Apéndices, profecías, lengua de los átomos, consumaciones. Palabras que advierten la hecatombe, palabras dirigidas a quienes fungen y detentan el más sórdido poder, el de “las monedas hijas del saqueo”, el “del borde de la revelación del agua”, el de “la soledad apostada de los genocidios”, con el deterioro acelerado de los ocasos, de la contaminación del sueño, y toda desgracia de patologías de la mal llamada modernidad del ahora, del aquí, del albañal y la cloaca:
Quién sino la guerra se detiene a ver
el viento de estas tierras que lo dan todo.

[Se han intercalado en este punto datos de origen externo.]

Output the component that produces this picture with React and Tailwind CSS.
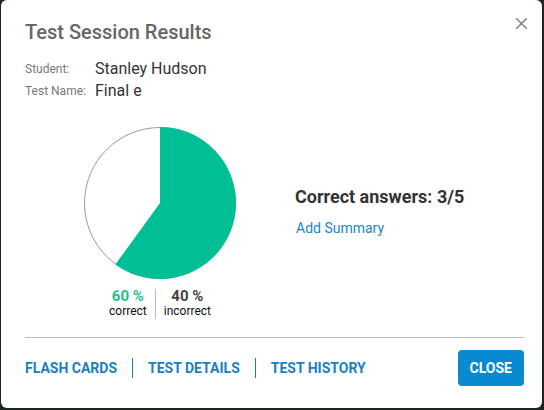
import { X } from "lucide-react";

function Pie() {
  // 60% correct, clockwise from top
  const cx = 78;
  const cy = 78;
  const r = 76;
  const a = (0.6 * 360 * Math.PI) / 180;
  const ex = cx + r * Math.sin(a);
  const ey = cy - r * Math.cos(a);
  return (
    <svg width="156" height="156" viewBox="0 0 156 156">
      <circle cx={cx} cy={cy} r={r - 0.5} fill="#fff" stroke="#9a9a9a" strokeWidth="1" />
      <path
        d={`M ${cx} ${cy} L ${cx} ${cy - r} A ${r} ${r} 0 1 1 ${ex} ${ey} Z`}
        fill="#00bf94"
      />
    </svg>
  );
}

export default function App() {
  return (
    <div
      className="w-[544px] h-[410px] bg-[#1c2623] pl-px"
      style={{ fontFamily: "Roboto, 'Liberation Sans', sans-serif" }}
    >
      <div className="w-[541px] h-[408px] bg-white rounded-md relative pl-6 pr-[18px] pt-[20px]">
        <button
          type="button"
          className="absolute right-[11px] top-[14px] text-[#858585]"
          aria-label="Close"
        >
          <X className="w-[19px] h-[19px]" strokeWidth={1.9} />
        </button>

        <h2 className="text-[20px] font-medium text-[#666] leading-6">
          Test Session Results
        </h2>

        <div className="mt-[15px] flex flex-col gap-[2px]">
          <div className="flex items-center">
            <span className="w-[70px] text-[12px] text-[#777]">Student:</span>
            <span className="text-[16px] text-[#333] leading-5">Stanley Hudson</span>
          </div>
          <div className="flex items-center">
            <span className="w-[70px] text-[12px] text-[#777]">Test Name:</span>
            <span className="text-[16px] text-[#333] leading-5">Final e</span>
          </div>
        </div>

        <div className="flex items-start mt-[24px]">
          <div className="w-[270px] flex flex-col items-center">
            <Pie />
            <div className="flex mt-[8px]">
              <div className="flex flex-col items-center pr-[8px] border-r border-[#bbb]">
                <span className="text-[15px] font-bold text-[#1fbf8f] leading-[15px]">60 %</span>
                <span className="text-[12px] text-[#111] leading-[15px]">correct</span>
              </div>
              <div className="flex flex-col items-center pl-[8px]">
                <span className="text-[15px] font-bold text-[#444] leading-[15px]">40 %</span>
                <span className="text-[12px] text-[#111] leading-[15px]">incorrect</span>
              </div>
            </div>
          </div>
          <div className="mt-[62px] flex flex-col">
            <span className="text-[18px] font-bold text-[#333] leading-5">
              Correct answers: 3/5
            </span>
            <button type="button" className="mt-[11px] text-left text-[14px] text-[#1a86c8] ml-px">
              Add Summary
            </button>
          </div>
        </div>

        <div className="mt-[18px] border-t border-[#bdbdbd]" />

        <div className="flex items-center justify-between mt-[12px]">
          <div className="flex items-center text-[14px] font-bold text-[#1a7fc4]">
            <span className="pr-[15px]">FLASH CARDS</span>
            <span className="h-[20px] border-l border-[#1a7fc4]" />
            <span className="px-[15px]">TEST DETAILS</span>
            <span className="h-[20px] border-l border-[#1a7fc4]" />
            <span className="pl-[15px]">TEST HISTORY</span>
          </div>
          <button
            type="button"
            className="h-[36px] px-[12px] rounded bg-[#0989cf] text-white text-[14px] font-bold"
          >
            CLOSE
          </button>
        </div>
      </div>
    </div>
  );
}
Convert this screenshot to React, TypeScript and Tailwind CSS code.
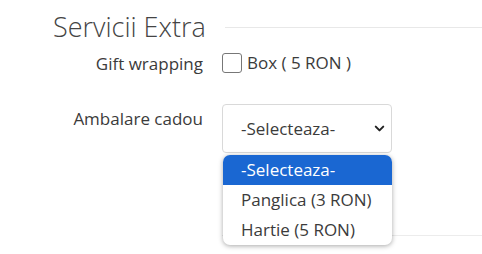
import { ChevronDown } from "lucide-react";

const options = ["-Selecteaza-", "Panglica (3 RON)", "Hartie (5 RON)"];

export default function App() {
  return (
    <div className="relative h-[254px] w-[482px] overflow-hidden bg-white text-[#3b3b3b] [font-family:'Open_Sans',sans-serif]">
      <div className="flex items-center pt-[12px]">
        <h2 className="ml-[53px] text-[27px] font-light leading-[30px] text-[#444]">
          Servicii Extra
        </h2>
        <div className="ml-[19px] h-px flex-1 bg-[#e8e8e8]" />
      </div>

      <div className="mt-[9px] flex items-start">
        <div className="w-[203px] pt-[1px] text-right text-[17px] leading-[24px]">
          Gift wrapping
        </div>
        <label className="ml-[19px] flex items-center gap-[5px] text-[17px] leading-[24px]">
          <span className="h-[20px] w-[20px] rounded-[3px] border border-[#777] bg-white" />
          Box ( 5 RON )
        </label>
      </div>

      <div className="mt-[28px] flex items-start">
        <div className="w-[203px] pt-[3px] text-right text-[17px] leading-[24px]">
          Ambalare cadou
        </div>
        <div className="relative ml-[19px] w-[170px]">
          <div className="flex h-[49px] items-center justify-between rounded-[4px] border border-[#d9d9d9] pl-[18px] pr-[4px] text-[17px]">
            <span>-Selecteaza-</span>
            <ChevronDown className="h-[15px] w-[15px] text-[#222]" strokeWidth={3.2} />
          </div>
          <div className="absolute left-[1px] top-[51px] z-10 w-[169px] overflow-hidden rounded-[7px] bg-white shadow-[0_1px_5px_rgba(0,0,0,0.35)]">
            {options.map((o, i) => (
              <div
                key={o}
                className={
                  i === 0
                    ? "h-[30px] bg-[#1a67d2] pl-[18px] text-[17px] leading-[30px] text-white"
                    : "h-[30px] pl-[18px] text-[17px] leading-[30px]"
                }
              >
                {o}
              </div>
            ))}
          </div>
        </div>
      </div>

      <div className="ml-[222px] mt-[82px] h-px bg-[#ececec]" />
    </div>
  );
}
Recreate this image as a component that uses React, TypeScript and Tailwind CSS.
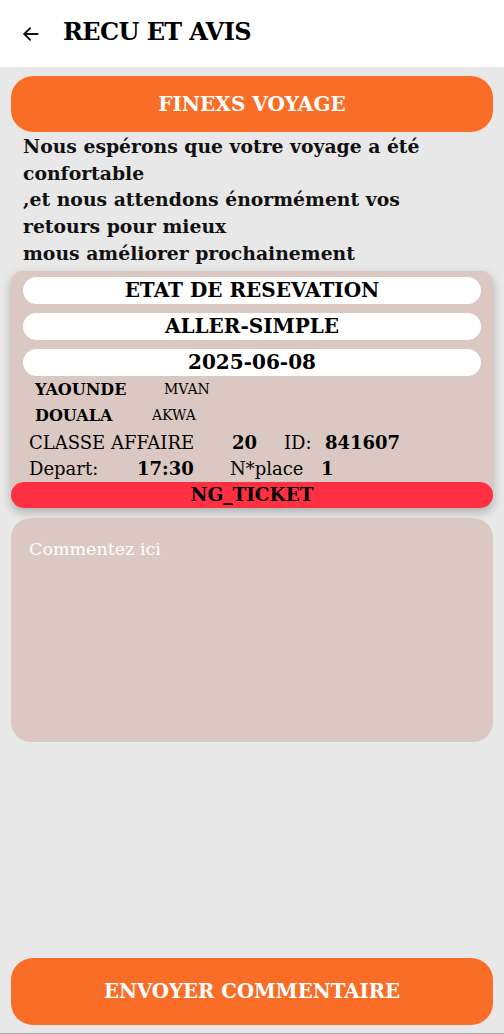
export default function App() {
  const serif = { fontFamily: '"DejaVu Serif", "Liberation Serif", serif' };
  return (
    <div className="flex h-[1034px] w-full flex-col bg-[#e8e8e8] text-black" style={serif}>
      <header className="flex h-[67px] items-center bg-white pl-[21px]">
        <svg width="20" height="20" viewBox="0 0 24 24" fill="none" stroke="#111" strokeWidth="2.2" strokeLinecap="round" strokeLinejoin="round">
          <path d="M20 12H4" />
          <path d="M11 5l-7 7 7 7" />
        </svg>
        <h1 className="mb-[3px] ml-[22px] text-[24px] font-bold tracking-[-0.6px]">RECU ET AVIS</h1>
      </header>

      <div className="flex flex-1 flex-col px-[11px] pt-[9px] pb-[8px]">
        <div className="flex h-[56px] items-center justify-center rounded-[22px] bg-[#fa6d27] text-[20px] font-bold text-white">
          FINEXS VOYAGE
        </div>

        <p className="px-[12px] pt-[1px] text-[18.8px] font-bold leading-[26.7px] text-[#111]">
          Nous espérons que votre voyage a été
          <br />
          confortable
          <br />
          ,et nous attendons énormément vos
          <br />
          retours pour mieux
          <br />
          mous améliorer prochainement
        </p>

        <div className="mt-[4px] rounded-[12px] bg-[#dcc8c2] pt-[6px] shadow-[0_4px_10px_rgba(0,0,0,0.25)]">
          <div className="flex flex-col gap-[9px] px-[12px]">
            {["ETAT DE RESEVATION", "ALLER-SIMPLE", "2025-06-08"].map((t) => (
              <div key={t} className="flex h-[27px] items-center justify-center rounded-full bg-white text-[20px] font-bold">
                {t}
              </div>
            ))}
          </div>
          <div className="px-[18px] pt-[1px]">
            <div className="flex h-[26px] items-center">
              <span className="ml-[6px] w-[129px] text-[16px] font-bold">YAOUNDE</span>
              <span className="text-[14px]">MVAN</span>
            </div>
            <div className="flex h-[26px] items-center">
              <span className="ml-[6px] w-[117px] text-[16px] font-bold">DOUALA</span>
              <span className="text-[14px]">AKWA</span>
            </div>
          </div>
          <div className="px-[18px] text-[18px]">
            <div className="flex h-[27px] items-center">
              <span className="w-[203px]">CLASSE AFFAIRE</span>
              <span className="w-[52px] font-bold">20</span>
              <span className="w-[41px]">ID:</span>
              <span className="font-bold">841607</span>
            </div>
            <div className="flex h-[26px] items-center">
              <span className="w-[108px]">Depart:</span>
              <span className="w-[93px] font-bold">17:30</span>
              <span className="w-[91px]">N*place</span>
              <span className="font-bold">1</span>
            </div>
          </div>
          <div className="flex h-[26px] items-center justify-center rounded-full bg-[#fe3042] text-[18.5px] font-bold">
            NG_TICKET
          </div>
        </div>

        <textarea
          placeholder="Commentez ici"
          className="mt-[10px] h-[224px] w-full resize-none rounded-[20px] bg-[#dcc8c2] px-[18px] py-[18px] text-[17.5px] text-white outline-none placeholder:text-white"
          style={serif}
        />

        <div className="flex-1" />

        <button className="flex h-[67px] w-full items-center justify-center rounded-[22px] bg-[#fa6d27] text-[19.7px] font-bold text-white" style={serif}>
          ENVOYER COMMENTAIRE
        </button>
      </div>
      <div className="h-[1px] bg-[#a8a8a8]" />
    </div>
  );
}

Uno jamás dimensiona las cargas que dan
caminos de sangre.
Oscuro habitante de la tierra “con la flor del sol sobre el cuello”, Arciniegas sabe de su doble propósito, de su doble condición de Poeta y Arte-sano del surco, de la siembra, de la cosecha del signo como fruto. “Ella, (la tierra) lo sustrae del escándalo de la sed, padeciendo el milagro de la esperanza y no el riesgo de la renuncia”. Entonces el signo, el acento, el invierno, la alzada, la sed, la montaña, el aroma y la aldea, se conjugan en la posibilidad del asombro, en la parcela infinita de las visiones, en el compromiso ineludible con el hombre: “algo fundado entre dos orillas permanece” y es que entre el monótono zumbido de dos moscas que oscilan de derecha a izquierda sobre el eje de un centro siempre evasivo, descreído del paraíso contaminado por los instintos de la sangre, del “riguroso infierno”, en la algarabía de las religiones y sus dogmas, de las leyes del cambio esputando miseria y bala, en la “tortura flagelante” de fieles y paganos, de civiles alelados, Arciniegas es consciente de su lealtad a la palabra poética, rara fidelidad aun la certeza de un cielo negado, de las puertas cerradas, de las mentiras del tiempo, de los fundamentalismos, de las lecturas ajadas, del símbolo y el signo de ideologías venidas a menos, de las confesiones en la fría noche de los desvelos del espíritu, para establecer la dura o feliz confirmación de su estado incólume: “Sólo pudieron salvarme los iluminadores incendios de mis consumaciones”.
Si “lo bello es gozo para siempre” (John Keats), Julio César Arciniegas Moscoso canta desde ya a la posteridad intacta, en la belleza de su amada, de su poética y de su aldea; las tres fundidas en el hechizo del poema:
No estoy seguro si la belleza se escribe
pero a través de mis letras se cumplen tus formas,
los humos de tu voz, la gracia de tu acento,
el extraño equilibrio de tus pies desnudos.